Ainsi, on peut dire que l'accident nucléaire de Fukushima montre que l'industrie nucléaire ne présente pas un grand risque sanitaire pour les populations: les décès à prévoir sont minimes. Par contre, les mesures de précaution sont contraignantes et onéreuses avec l'évacuation, même temporaire, de dizaines de milliers de personnes en cas d'accident grave. Les dégâts économiques sont graves: les réacteurs sont chers à construire, un accident rend inutilisable celui qui en est victime et empêche au surplus de réutiliser le terrain pendant plusieurs dizaines d'années.
Commentaires
Si on compare avec le tsunami et ses conséquences (hors nucléaires évidemment) l'accident de Fukushima aura un bilan humain environ 10 000 fois plus faible (voire nul) mais un coût économique aussi voire plus important....
Les dégâts économiques du tsunami sont très importants. Sur une bonne centaine de km, toutes les infrastructures et habitations côtières ont été détruites. Cela inclut par exemple la raffinerie de Sendai; une raffinerie doit coûter pas loin de 1G€ à l'heure actuelle.
Mais c'est vrai que si on inclut l'arrêt de tous les réacteurs nucléaires au Japon, les dégâts économiques du seul accident de Fukushima sont très importants.
Les irradiés japonais vont voir en réalité leurs chances d'avoir un cancer réduites...
http://www.europeanenergyreview.eu/...
Rouget,
comme vous renvoyez vers un site où il faut s'identifier et que je suis flemmard, parlez-vous des observations récentes de réparation d'ADN sous faible irradiation?
Pour ceux qui est des faibles irradiations, le cas de Tchernobyl montre des phénomènes qui sont difficilement réconciliables avec les données des retombées des bombes nucléaires. Par exemple, on attendait un pic de leucémies qui ne s'est toujours pas produit. Mais de toute façon, le modèle linéaire sans seuil prédit un très faible nombre de cancers parmi le public à Fukushima. C'est quasiment indétectable.

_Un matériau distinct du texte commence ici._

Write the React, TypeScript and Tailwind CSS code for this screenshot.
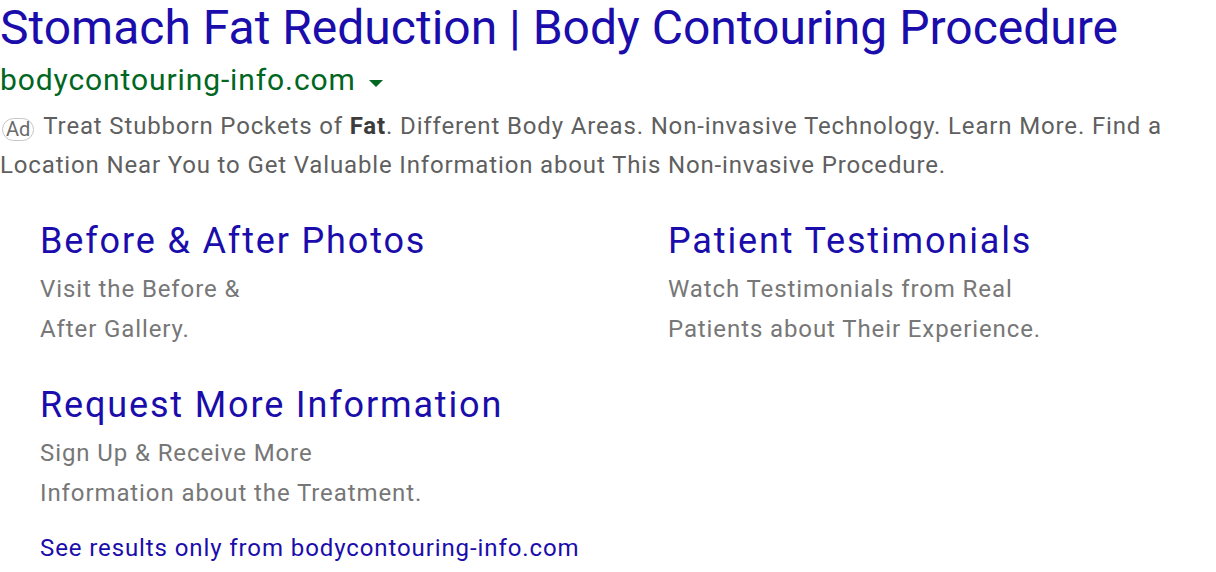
const sitelinks = [
  {
    title: "Before & After Photos",
    lines: ["Visit the Before &", "After Gallery."],
  },
  {
    title: "Patient Testimonials",
    lines: ["Watch Testimonials from Real", "Patients about Their Experience."],
  },
  {
    title: "Request More Information",
    lines: ["Sign Up & Receive More", "Information about the Treatment."],
  },
];

export default function App() {
  return (
    <div className="min-h-[572px] w-[1216px] bg-white font-['Roboto',_'Liberation_Sans',_sans-serif]">
      <a className="block text-[48px] leading-[56px] text-[#1a0dab] whitespace-nowrap">
        Stomach Fat Reduction | Body Contouring Procedure
      </a>

      <div className="mt-[6px] flex items-center text-[30px] leading-[36px] tracking-[0.9px] text-[#006621]">
        <span>bodycontouring-info.com</span>
        <svg width="14" height="8" viewBox="0 0 14 8" className="ml-[13px] mt-[8px]">
          <polygon points="0,0 14,0 7,7" fill="#006621" />
        </svg>
      </div>

      <p className="mt-[9px] pr-[30px] text-[24px] leading-[39px] tracking-[0.85px] text-[#5f5f5f]">
        <span className="ml-[2px] mr-[9px] inline-flex h-[23px] items-center rounded-[12px] border border-[#c6c6c6] px-[3px] align-[-2px] text-[20px] leading-none tracking-normal text-[#6a6a6a]">
          Ad
        </span>
        Treat Stubborn Pockets of <b className="font-bold text-[#3c3c3c]">Fat</b>. Different Body Areas. Non-invasive Technology. Learn More. Find a Location Near You to Get Valuable Information about This Non-invasive Procedure.
      </p>

      <div className="mt-[34px] grid grid-cols-[628px_1fr] gap-y-[34px] pl-[40px]">
        {sitelinks.map((s) => (
          <div key={s.title}>
            <a className="block text-[36px] leading-[44px] tracking-[1.85px] text-[#1a0dab]">{s.title}</a>
            <div className="mt-[6px] text-[24px] leading-[40px] tracking-[0.9px] text-[#777777]">
              {s.lines.map((l) => (
                <div key={l}>{l}</div>
              ))}
            </div>
          </div>
        ))}
      </div>

      <a className="mt-[19px] block pl-[40px] text-[24px] leading-[32px] tracking-[0.9px] text-[#1a0dab]">
        See results only from bodycontouring-info.com
      </a>
    </div>
  );
}
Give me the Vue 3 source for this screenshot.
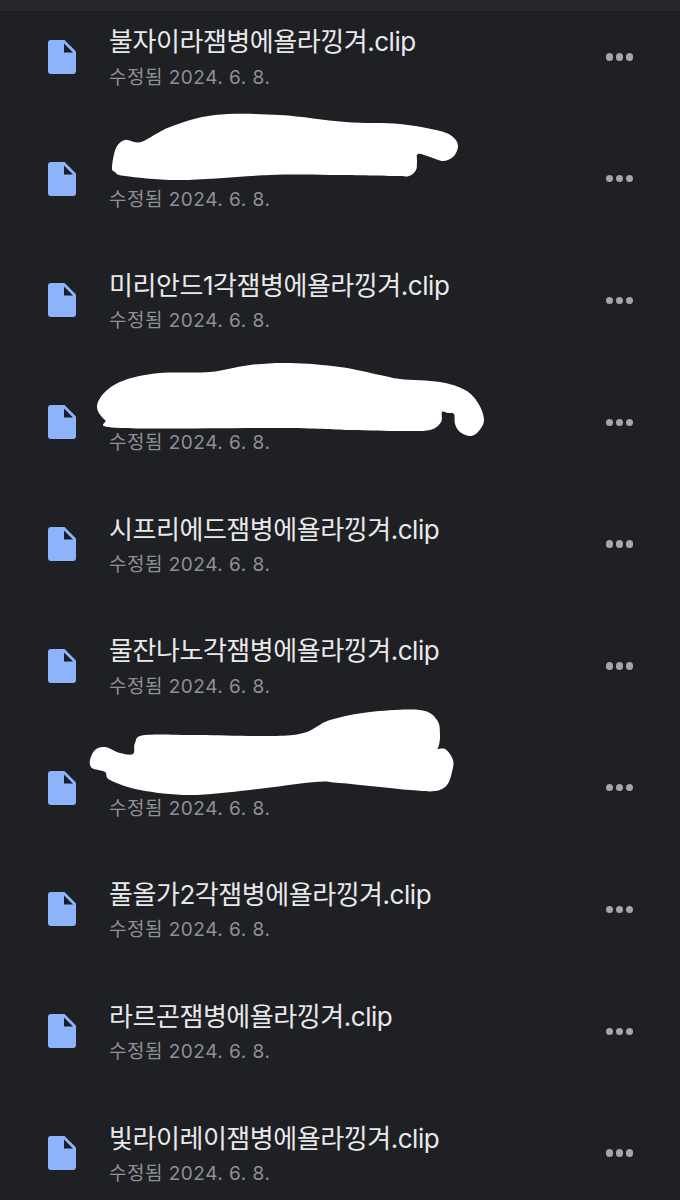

Par contre pour ceux qui ont travaillé à la centrale et qui ont reçu plus de 100mSv, c'est sur une courte durée et ils courent un faible risque.
Proteos,
Effectivement il faut s'inscrire. Je l'ai oublié car il suffit de s'inscrire à la newsletter pour y avoir accès. Dans son ensemble le site vaut le coup : peu d'articles mais toujours de bonne tenue.
L'article est excellent : accessible, référencé et passionnant.
On y apprend de nombreuses choses notamment comment la LNT (linear no-threshold model) est calculé pour être conservateur, qu'une étude sur les liquidateurs montre qu'ils ont connu 20% de moins de cancer que le reste de la population, etc. Mais surtout il traite de de l'hormésis et ses derniers développements, notamment son rôle dans le cancer, dans l'irradiation mais pas seulement (l'oxygène notamment). Un indispensable.
L'expérience du Berkeley Lab vient approfondir le sujet en donnant les mécanismes qui permettent aux cellules de se reconstruire. L'article l'évoque, le papier du BL poursuit les découvertes : la science avance.
En conclusion l'auteur aborde la radioprotection et ses conséquences pour l'industrie nucléaire.
PS: Mon message sur le billet du démantèlement n'est pas passé et pourtant il est complémentaire du votre.
Pour les commentaires qui ne passent pas, j'ai un problème avec l'anti-spam bien trop sévère. Il va falloir que je regarde ça plus sérieusement.
Rouget,
j'ai lu l'article que vous recommandiez. C'est une bonne défense de l'hypothèse de l'hormèse causée par de faibles irradiations. Cela dit, la sévérité de l'hypothèse généralement utilisée en radioprotection, le linéaire sans seuil, se comprend bien: dans une centrale, la radioactivité se doit d'être concentrée dans le cœur du réacteur, là où elle est utile, pas ailleurs. Les employeurs cherchent aussi à se couvrir contre toute accusation de mise en danger de la vie des salariés, c'est le cas aussi dans d'autres industries comme la chimie.